Simplify the expression, we get:

$\Rightarrow f\left( x \right) + f\left( {\dfrac{1}{x}} \right) = \int {\dfrac{{lnx}}{{1 + x}}dx} + \int {\dfrac{{\ln x}}{{x\left( {1 + x} \right)}}\left( {dx} \right)}$

Now, apply the formula $\dfrac{1}{{x\left( {1 + x} \right)}} = \dfrac{1}{x} - \dfrac{1}{{x + 1}}$ to the expression.

$\Rightarrow f\left( x \right) + f\left( {\dfrac{1}{x}} \right) = \int {\dfrac{{lnx}}{{1 + x}}dx} + \int {\dfrac{{\ln x}}{x}dx} - \int {\dfrac{{\ln x}}{{1 + x}}dx}$

We will cancel out the common terms.

$\Rightarrow f\left( x \right) + f\left( {\dfrac{1}{x}} \right) = \int {\dfrac{{\ln x}}{x}dx}$

Substitute $u = \ln x$ into the integral and differentiate both sides, we get:
$\dfrac{{du}}{{dx}} = \dfrac{1}{x}$

Multiply $dx$ on both sides, we get:

$du = \dfrac{{dx}}{x}$

Replace $\ln x$ by $u$ and $\dfrac{{dx}}{x}$ by $du$ into the integral.

$\Rightarrow f\left( x \right) + f\left( {\dfrac{1}{x}} \right) = \int {udu}$

Apply the power rule of integration, we get:

$\Rightarrow f\left( x \right) + f\left( {\dfrac{1}{x}} \right) = \dfrac{{{u^2}}}{2} + C$

Replace $u$ by $\ln x$, we get:

$\Rightarrow f\left( x \right) + f\left( {\dfrac{1}{x}} \right) = \dfrac{1}{2}{\left( {\ln x} \right)^2} + C$.

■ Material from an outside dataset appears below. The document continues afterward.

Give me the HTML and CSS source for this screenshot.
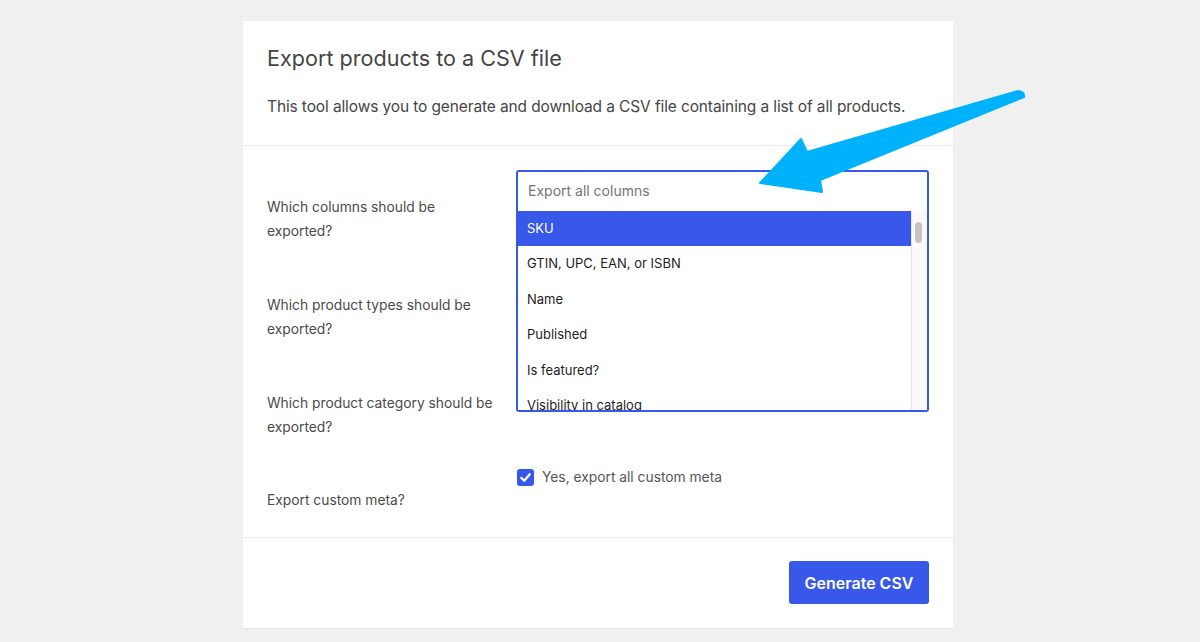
FILE: index.html
```html
<!DOCTYPE html>
<html lang="en">
<head>
<meta charset="utf-8">
<title>Export products</title>
<link rel="stylesheet" href="styles.css">
</head>
<body>
<div class="page">
  <div class="card">
    <header class="card-head">
      <h2 class="title">Export products to a CSV file</h2>
      <p class="desc">This tool allows you to generate and download a CSV file containing a list of all products.</p>
    </header>
    <section class="form">
      <div class="row r1">
        <div class="label">Which columns should be<br>exported?</div>
        <div class="field">
          <div class="select">
            <div class="select-box">Export all columns</div>
            <div class="dropdown">
              <ul class="options">
                <li class="opt active">SKU</li>
                <li class="opt">GTIN, UPC, EAN, or ISBN</li>
                <li class="opt">Name</li>
                <li class="opt">Published</li>
                <li class="opt">Is featured?</li>
                <li class="opt">Visibility in catalog</li>
              </ul>
              <div class="scrollbar"><div class="thumb"></div></div>
            </div>
          </div>
        </div>
      </div>
      <div class="row r2">
        <div class="label">Which product types should be<br>exported?</div>
        <div class="field"></div>
      </div>
      <div class="row r3">
        <div class="label">Which product category should be<br>exported?</div>
        <div class="field"></div>
      </div>
      <div class="row r4">
        <div class="label">Export custom meta?</div>
        <div class="field check-field">
          <span class="checkbox">
            <svg width="17" height="17" viewBox="0 0 17 17"><path d="M4.2 8.8 L7.2 11.8 L12.8 5.2" fill="none" stroke="#fff" stroke-width="2.2" stroke-linecap="round" stroke-linejoin="round"/></svg>
          </span>
          <span class="check-text">Yes, export all custom meta</span>
        </div>
      </div>
    </section>
    <footer class="card-foot">
      <button class="btn">Generate CSV</button>
    </footer>
  </div>
  <svg class="arrow" width="1200" height="642" viewBox="0 0 1200 642">
    <path d="M760 183 L801 139 L807 152 L1018 91 Q1025 92 1024 97 L820 180 L822 192 Z" fill="#00b2fb" stroke="#00b2fb" stroke-width="2" stroke-linejoin="round"/>
  </svg>
</div>
</body>
</html>
```
FILE: styles.css
```css
* { box-sizing: border-box; }
html, body { margin: 0; padding: 0; }
body {
  background: #f0f0f1;
  font-family: Inter, "Noto Sans", "Liberation Sans", sans-serif;
  color: #444;
}
.page {
  position: relative;
  width: 1200px;
  height: 642px;
  padding-top: 21px;
}
.card {
  width: 710px;
  height: 607px;
  margin-left: 243px;
  background: #fff;
  box-shadow: 0 1px 1px rgba(0,0,0,0.04);
  display: flex;
  flex-direction: column;
}
.card-head {
  padding: 24px 24px 0 24px;
  height: 125px;
  border-bottom: 1px solid #ececec;
}
.title {
  margin: 0;
  font-size: 21.6px;
  font-weight: 400;
  line-height: 26px;
  color: #454545;
}
.desc {
  margin: 26px 0 0 0;
  font-size: 15.5px;
  line-height: 20px;
  color: #454545;
  letter-spacing: -0.12px;
}
.form {
  padding: 24px 24px 0 24px;
  height: 392px;
  border-bottom: 1px solid #ececec;
}
.row {
  display: grid;
  grid-template-columns: 250px 1fr;
}
.r1, .r2, .r3 { height: 98px; }
.r4 { height: 72px; }
.label {
  align-self: center;
  font-size: 13.8px;
  line-height: 24px;
  color: #4a4a4a;
}
.select {
  position: relative;
  z-index: 2;
  margin-left: -1px;
}
.select-box {
  height: 41px;
  border: 2px solid #3858e9;
  border-bottom: none;
  border-radius: 3px 3px 0 0;
  padding: 0 10px;
  font-size: 14px;
  line-height: 37px;
  color: #757575;
  background: #fff;
}
.dropdown {
  position: absolute;
  left: 0;
  right: 0;
  top: 100%;
  height: 201px;
  border: 2px solid #3858e9;
  border-top: none;
  border-radius: 0 0 3px 3px;
  background: #fff;
  overflow: hidden;
  display: flex;
}
.options {
  list-style: none;
  margin: 0;
  padding: 0;
  flex: 1;
}
.opt {
  height: 35.4px;
  line-height: 35.4px;
  padding-left: 9px;
  font-size: 13px;
  color: #1e1e1e;
  white-space: nowrap;
}
.opt.active {
  background: #3858e9;
  color: #fff;
}
.scrollbar {
  width: 16px;
  background: #fafafa;
  border-left: 1px solid #e6e6e6;
  padding-top: 11px;
  padding-left: 3px;
}
.thumb {
  width: 7px;
  height: 21px;
  background: #c4c4c4;
  border-radius: 4px;
}
.check-field {
  display: flex;
  align-items: center;
  gap: 8px;
  padding-top: 5px;
  align-self: start;
}
.checkbox {
  width: 17px;
  height: 17px;
  background: #3858e9;
  border-radius: 3px;
  display: inline-flex;
}
.check-text {
  font-size: 13.8px;
  color: #555;
  line-height: 17px;
}
.card-foot {
  flex: 1;
  display: flex;
  justify-content: flex-end;
  align-items: flex-start;
  padding: 23px 24px 0 24px;
}
.btn {
  width: 140px;
  height: 43px;
  border: none;
  border-radius: 3px;
  background: #3858e9;
  color: #fff;
  font-family: Inter, "Noto Sans", "Liberation Sans", sans-serif;
  font-size: 16px;
  font-weight: 600;
  cursor: pointer;
}
.arrow {
  position: absolute;
  left: 0;
  top: 0;
  pointer-events: none;
  z-index: 5;
}
```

Final answer: Hence the value of $f\left( x \right) + f\left( {\dfrac{1}{x}} \right)$ is $\dfrac{1}{2}{\left( {\ln x} \right)^2} + C$.

Note: In such types of questions the quotient rule of logarithms can be applied. The quotient rule is given by $\ln \left( {\dfrac{x}{y}} \right) = \ln x - \ln y$. Also, the derivative of $\dfrac{d}{{dx}}\left( {\dfrac{1}{x}} \right)$ is $\ln x$. The power rule of integration is given by $\int {{x^a}dx} = \dfrac{{{x^{a + 1}}}}{{a + 1}}$. Students may forget to add the constant of integration after solving the integral.